Computationally Efficient Low-Power Sigma-Delta Modulation-Based Image Noise Removal Filter

Image degradation, caused by various factors, often results in noise and blur. For image restoration, inverse filters are typically used, while Wiener filters are employed for noise reduction. Unlike text or voice processing, image processing deals with significantly larger data volumes, necessitating greater computational resources. This demand can saturate resource-limited hardware such as FPGAs and ASICs, making architectural optimization essential for designing a complete System on Chip or Network on Chip. Although several hardware optimization methods exist in the literature, each has its limitations. Sigma-Delta Modulation has emerged as a promising technique in recent years, particularly for reducing the complexity of DSP systems by shortening word lengths from multi-bit to single-bit. This reduction simplifies systems and conserves hardware resources. While SDM has been widely applied in various domains, including basic arithmetic and complex adaptive filters, its use has been largely confined to speech and text processing. In recent work, the authors proposed a novel application of SDM in image processing. This study extends that investigation by designing a single-bit SDM-based Wiener filter for image noise reduction. The proposed single-bit filter is functionally compared against traditional Wiener filters, Steepest-Descent filters, and Adaptive Mean filters. Key statistical metrics such as noise variance, signal-to-noise ratio, Mean Squared Error, and Peak SNR are simulated and analyzed for real-time performance evaluation. The results demonstrate that the proposed single-bit technique remains robust against noise in dynamic environments. An FPGA-based implementation of the single-bit system further highlights its efficiency, requiring fewer resources and consuming less operational power.
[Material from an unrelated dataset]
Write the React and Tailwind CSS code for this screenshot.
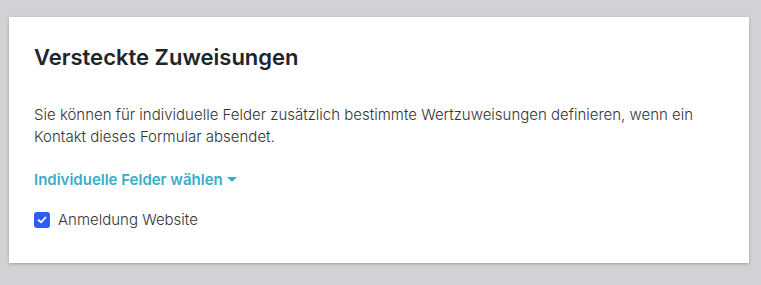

The findings confirm that the proposed design outperforms conventional methods in terms of effectiveness, statistical performance, and resource-optimized implementation, thereby enhancing its acceptability and robustness. The study is further strengthened by qualitative and quantitative analyses, with simulation results clearly illustrating the advantages of the proposed single-bit filter over conventional multi-bit approaches.